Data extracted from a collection

_ _ _ _

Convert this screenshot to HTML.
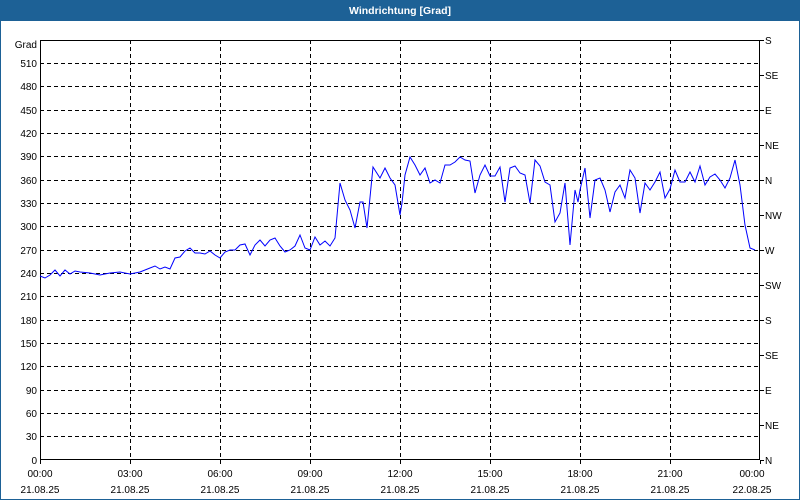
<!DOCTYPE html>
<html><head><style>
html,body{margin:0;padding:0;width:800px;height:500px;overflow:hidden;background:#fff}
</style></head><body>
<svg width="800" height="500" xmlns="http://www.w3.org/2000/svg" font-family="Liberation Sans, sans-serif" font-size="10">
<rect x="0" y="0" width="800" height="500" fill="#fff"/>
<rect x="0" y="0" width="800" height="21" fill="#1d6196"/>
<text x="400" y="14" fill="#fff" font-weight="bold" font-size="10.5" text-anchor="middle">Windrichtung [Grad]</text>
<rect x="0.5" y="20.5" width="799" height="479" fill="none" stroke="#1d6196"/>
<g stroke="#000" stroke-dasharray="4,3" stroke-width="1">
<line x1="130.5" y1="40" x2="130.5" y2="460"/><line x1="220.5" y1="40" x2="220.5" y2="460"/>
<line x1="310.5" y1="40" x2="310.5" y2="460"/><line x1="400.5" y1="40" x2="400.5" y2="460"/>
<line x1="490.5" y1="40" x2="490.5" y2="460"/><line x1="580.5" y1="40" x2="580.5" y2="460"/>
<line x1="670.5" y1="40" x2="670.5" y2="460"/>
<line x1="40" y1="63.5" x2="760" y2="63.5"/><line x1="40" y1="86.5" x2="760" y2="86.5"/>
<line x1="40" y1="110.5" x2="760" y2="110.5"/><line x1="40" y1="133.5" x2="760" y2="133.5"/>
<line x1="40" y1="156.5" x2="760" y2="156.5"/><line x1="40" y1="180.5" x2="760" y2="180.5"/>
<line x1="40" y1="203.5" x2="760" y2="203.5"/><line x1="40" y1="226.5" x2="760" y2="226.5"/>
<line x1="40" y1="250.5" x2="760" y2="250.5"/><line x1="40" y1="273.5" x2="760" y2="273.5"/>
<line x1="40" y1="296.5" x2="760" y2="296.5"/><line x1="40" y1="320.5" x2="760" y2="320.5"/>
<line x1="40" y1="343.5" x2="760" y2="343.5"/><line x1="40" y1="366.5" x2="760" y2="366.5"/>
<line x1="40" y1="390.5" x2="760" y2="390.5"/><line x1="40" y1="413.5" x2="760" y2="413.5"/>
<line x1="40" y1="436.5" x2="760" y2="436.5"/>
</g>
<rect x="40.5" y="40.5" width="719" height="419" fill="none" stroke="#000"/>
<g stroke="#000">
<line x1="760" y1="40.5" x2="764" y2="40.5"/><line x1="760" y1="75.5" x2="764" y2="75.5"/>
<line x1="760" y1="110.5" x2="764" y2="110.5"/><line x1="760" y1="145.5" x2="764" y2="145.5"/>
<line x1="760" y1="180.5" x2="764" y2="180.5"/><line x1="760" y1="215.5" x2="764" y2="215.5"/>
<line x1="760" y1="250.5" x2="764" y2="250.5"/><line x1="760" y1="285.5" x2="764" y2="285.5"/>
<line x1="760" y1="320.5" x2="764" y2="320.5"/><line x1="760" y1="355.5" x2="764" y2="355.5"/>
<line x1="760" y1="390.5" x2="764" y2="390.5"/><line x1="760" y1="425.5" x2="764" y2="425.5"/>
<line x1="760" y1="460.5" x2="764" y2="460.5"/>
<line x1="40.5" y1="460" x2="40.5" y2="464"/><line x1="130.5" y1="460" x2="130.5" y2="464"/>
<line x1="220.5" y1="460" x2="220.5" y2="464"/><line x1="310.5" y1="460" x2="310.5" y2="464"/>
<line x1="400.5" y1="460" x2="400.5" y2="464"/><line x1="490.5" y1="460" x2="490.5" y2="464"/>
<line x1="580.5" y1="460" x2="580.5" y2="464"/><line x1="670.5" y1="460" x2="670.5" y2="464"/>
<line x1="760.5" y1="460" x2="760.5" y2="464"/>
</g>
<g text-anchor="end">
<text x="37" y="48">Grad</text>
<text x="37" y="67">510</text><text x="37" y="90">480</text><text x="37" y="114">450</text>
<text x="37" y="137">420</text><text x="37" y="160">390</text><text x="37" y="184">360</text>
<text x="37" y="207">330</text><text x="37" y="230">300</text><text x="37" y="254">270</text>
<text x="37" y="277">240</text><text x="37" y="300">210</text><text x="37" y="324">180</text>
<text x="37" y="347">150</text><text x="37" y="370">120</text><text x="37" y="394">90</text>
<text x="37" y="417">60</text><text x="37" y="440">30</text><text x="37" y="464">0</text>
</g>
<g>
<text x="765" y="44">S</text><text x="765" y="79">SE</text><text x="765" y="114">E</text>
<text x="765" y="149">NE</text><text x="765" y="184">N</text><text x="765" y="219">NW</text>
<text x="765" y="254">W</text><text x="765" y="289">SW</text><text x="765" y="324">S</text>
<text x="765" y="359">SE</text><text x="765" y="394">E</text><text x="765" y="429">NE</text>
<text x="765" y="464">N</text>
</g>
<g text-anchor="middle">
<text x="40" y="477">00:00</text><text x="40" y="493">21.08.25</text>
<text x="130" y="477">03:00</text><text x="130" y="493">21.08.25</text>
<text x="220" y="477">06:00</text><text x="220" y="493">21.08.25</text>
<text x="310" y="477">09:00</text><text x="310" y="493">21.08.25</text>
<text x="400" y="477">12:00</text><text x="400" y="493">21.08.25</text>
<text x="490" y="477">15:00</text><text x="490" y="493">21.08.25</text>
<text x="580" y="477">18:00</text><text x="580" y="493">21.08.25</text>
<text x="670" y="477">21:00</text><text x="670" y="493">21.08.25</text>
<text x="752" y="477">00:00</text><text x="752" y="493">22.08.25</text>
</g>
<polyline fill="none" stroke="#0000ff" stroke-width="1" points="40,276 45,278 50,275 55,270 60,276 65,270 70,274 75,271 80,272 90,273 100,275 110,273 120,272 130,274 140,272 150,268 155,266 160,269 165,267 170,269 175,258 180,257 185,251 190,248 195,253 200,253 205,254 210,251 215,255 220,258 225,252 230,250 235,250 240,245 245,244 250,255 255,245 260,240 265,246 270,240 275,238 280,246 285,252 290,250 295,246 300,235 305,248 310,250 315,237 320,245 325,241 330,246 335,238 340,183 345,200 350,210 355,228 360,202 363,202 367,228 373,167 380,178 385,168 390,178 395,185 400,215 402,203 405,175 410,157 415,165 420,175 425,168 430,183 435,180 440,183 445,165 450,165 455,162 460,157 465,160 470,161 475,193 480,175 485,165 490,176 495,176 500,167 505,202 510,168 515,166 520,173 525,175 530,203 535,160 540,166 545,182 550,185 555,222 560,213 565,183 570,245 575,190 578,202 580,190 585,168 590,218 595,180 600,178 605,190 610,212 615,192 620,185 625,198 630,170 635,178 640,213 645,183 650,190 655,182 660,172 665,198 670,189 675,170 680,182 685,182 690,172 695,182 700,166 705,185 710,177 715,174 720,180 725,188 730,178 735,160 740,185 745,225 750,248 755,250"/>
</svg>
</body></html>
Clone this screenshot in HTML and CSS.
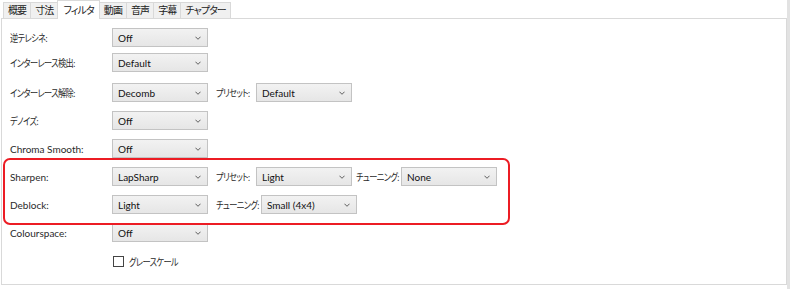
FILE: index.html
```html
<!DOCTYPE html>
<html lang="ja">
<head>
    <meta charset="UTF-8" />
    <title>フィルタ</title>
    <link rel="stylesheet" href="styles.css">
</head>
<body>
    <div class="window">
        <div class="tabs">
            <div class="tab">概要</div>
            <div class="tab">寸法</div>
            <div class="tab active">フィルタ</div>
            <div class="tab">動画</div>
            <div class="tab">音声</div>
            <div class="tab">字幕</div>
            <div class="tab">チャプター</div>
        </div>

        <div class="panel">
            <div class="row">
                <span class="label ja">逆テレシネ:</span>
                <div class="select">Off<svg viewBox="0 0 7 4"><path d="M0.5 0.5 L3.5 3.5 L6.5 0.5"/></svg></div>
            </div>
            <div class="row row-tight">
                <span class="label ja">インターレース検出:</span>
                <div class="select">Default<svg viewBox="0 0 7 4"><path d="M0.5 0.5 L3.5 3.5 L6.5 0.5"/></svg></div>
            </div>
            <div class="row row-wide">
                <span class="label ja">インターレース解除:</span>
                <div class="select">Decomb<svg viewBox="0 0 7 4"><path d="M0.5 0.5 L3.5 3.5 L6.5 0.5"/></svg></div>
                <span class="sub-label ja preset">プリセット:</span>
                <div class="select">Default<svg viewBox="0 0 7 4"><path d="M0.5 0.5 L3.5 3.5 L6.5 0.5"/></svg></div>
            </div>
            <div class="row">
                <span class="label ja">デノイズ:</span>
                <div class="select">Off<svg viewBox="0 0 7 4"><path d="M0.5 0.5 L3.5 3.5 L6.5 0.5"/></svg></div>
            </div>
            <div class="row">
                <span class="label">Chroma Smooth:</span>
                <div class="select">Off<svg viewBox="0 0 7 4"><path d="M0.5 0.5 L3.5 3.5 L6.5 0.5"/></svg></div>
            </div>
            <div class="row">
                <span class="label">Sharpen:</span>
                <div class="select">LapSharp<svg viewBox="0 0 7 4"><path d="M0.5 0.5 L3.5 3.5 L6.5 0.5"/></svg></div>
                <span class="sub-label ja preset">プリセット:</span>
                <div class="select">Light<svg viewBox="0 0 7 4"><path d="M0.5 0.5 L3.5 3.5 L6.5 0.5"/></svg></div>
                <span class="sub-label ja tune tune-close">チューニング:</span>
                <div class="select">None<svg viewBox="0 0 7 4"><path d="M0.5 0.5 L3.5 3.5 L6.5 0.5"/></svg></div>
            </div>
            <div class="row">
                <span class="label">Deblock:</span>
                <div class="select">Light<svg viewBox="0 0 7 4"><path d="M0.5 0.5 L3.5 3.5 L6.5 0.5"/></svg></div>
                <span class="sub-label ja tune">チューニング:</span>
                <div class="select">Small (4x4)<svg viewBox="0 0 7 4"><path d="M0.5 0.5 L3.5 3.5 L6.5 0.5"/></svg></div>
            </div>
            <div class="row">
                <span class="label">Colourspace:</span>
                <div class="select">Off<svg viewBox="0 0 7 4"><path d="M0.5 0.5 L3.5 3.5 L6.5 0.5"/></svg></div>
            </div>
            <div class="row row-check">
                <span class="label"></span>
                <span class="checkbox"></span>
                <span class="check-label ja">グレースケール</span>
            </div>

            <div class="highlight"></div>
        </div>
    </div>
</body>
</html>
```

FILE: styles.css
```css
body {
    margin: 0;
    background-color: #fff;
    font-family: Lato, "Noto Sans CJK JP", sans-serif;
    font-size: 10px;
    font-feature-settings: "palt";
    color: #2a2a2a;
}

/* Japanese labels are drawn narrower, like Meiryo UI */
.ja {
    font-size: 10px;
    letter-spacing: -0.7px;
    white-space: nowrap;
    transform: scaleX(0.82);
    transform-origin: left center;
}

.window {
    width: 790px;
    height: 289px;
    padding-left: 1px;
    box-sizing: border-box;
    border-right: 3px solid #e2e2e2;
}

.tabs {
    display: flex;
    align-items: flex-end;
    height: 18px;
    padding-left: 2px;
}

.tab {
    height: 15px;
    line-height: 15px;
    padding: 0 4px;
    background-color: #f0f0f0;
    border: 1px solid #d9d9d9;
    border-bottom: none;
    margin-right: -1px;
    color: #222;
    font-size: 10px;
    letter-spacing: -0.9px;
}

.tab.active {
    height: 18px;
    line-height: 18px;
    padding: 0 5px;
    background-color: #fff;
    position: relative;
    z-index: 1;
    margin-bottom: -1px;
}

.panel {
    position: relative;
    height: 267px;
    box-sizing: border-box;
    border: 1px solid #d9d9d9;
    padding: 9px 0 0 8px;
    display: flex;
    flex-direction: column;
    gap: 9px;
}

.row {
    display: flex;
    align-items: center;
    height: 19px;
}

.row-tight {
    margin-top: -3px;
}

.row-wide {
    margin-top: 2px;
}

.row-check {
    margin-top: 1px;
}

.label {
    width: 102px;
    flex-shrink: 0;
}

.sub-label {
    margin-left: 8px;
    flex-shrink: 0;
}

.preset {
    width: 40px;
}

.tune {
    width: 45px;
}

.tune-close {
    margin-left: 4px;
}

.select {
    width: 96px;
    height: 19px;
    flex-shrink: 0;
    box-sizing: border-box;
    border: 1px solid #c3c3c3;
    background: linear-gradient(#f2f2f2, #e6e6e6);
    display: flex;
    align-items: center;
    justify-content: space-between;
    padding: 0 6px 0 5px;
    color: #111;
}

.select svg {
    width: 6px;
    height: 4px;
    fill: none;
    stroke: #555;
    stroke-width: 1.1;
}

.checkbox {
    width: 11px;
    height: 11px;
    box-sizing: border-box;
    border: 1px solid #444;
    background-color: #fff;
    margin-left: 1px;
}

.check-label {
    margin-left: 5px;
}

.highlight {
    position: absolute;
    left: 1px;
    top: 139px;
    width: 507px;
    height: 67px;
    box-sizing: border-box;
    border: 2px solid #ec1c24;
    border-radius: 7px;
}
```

_ _ _ _

Determine how many lines of the records above contain the word "screenshot", and report only that number.

2